I think there's something very special about a place where a writer with sort of no renown like Christopher Weekes actually ends up in the number one spot over someone like Aaron Sorkin...

RAZ: What happened? What happened to that film? Is it being made?

Mr. LEONARD: It's not being made. You know, there are some serious rights questions around, you know, telling the life story of someone and especially using, you know, his characters that he created in the telling of that life story.

I don't know the current status, but I believe that Christopher Weekes is now working with the Henson family to develop a biopic of Jim Henson.

RAZ: So Franklin, you work for Will Smith's production company, actually.

Mr. LEONARD: Correct.

RAZ: Do you go up to Will Smith and say: Look, here are 75 films. These 40, nobody has optioned them. Do you go to him and say: We've got to consider these?

Mr. LEONARD: Well, look, I mean, that's some small part of the reading that I'm going to be doing over the holidays is looking for the material that is still available, that fits with, you know, who we are as a production company. And if I find something that I think might work, I'll definitely do that.

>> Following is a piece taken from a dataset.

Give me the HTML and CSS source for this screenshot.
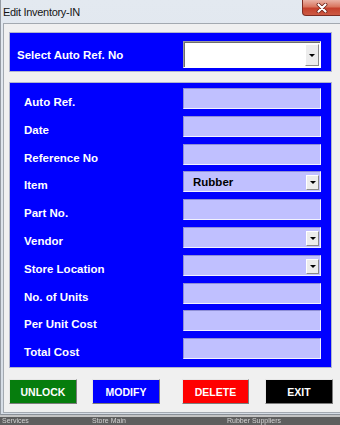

RAZ: There's got to be some butt-kicking in that screenplay, I would gather, right?

Mr. LEONARD: No, we're not all butt-kicking at Overbrook. But, you know, a little butt-kicking on the screen never hurt anybody.

RAZ: You could do like a ballet in butt-kicking thing.

Mr. LEONARD: The sort of "Black Swan" meets "The Wrestler"?

RAZ: Yeah, something like that.

Mr. LEONARD: We might consider that. I'll have to give that some thought.

RAZ: Yeah, and if you make that, remember me.

Mr. LEONARD: You've got it. If we do "Black Swan" meets "The Wrestler," you will have a ticket to the premiere.

RAZ: That's Franklin Leonard. He is the author of "The Black List." That's the list of the undiscovered screenplays from Hollywood. Franklin is also the vice president of creative affairs at Overbrook Entertainment. He joined us from NPR West in Southern California.

Franklin Leonard, thank you so much.

Mr. LEONARD: Thank you for having me.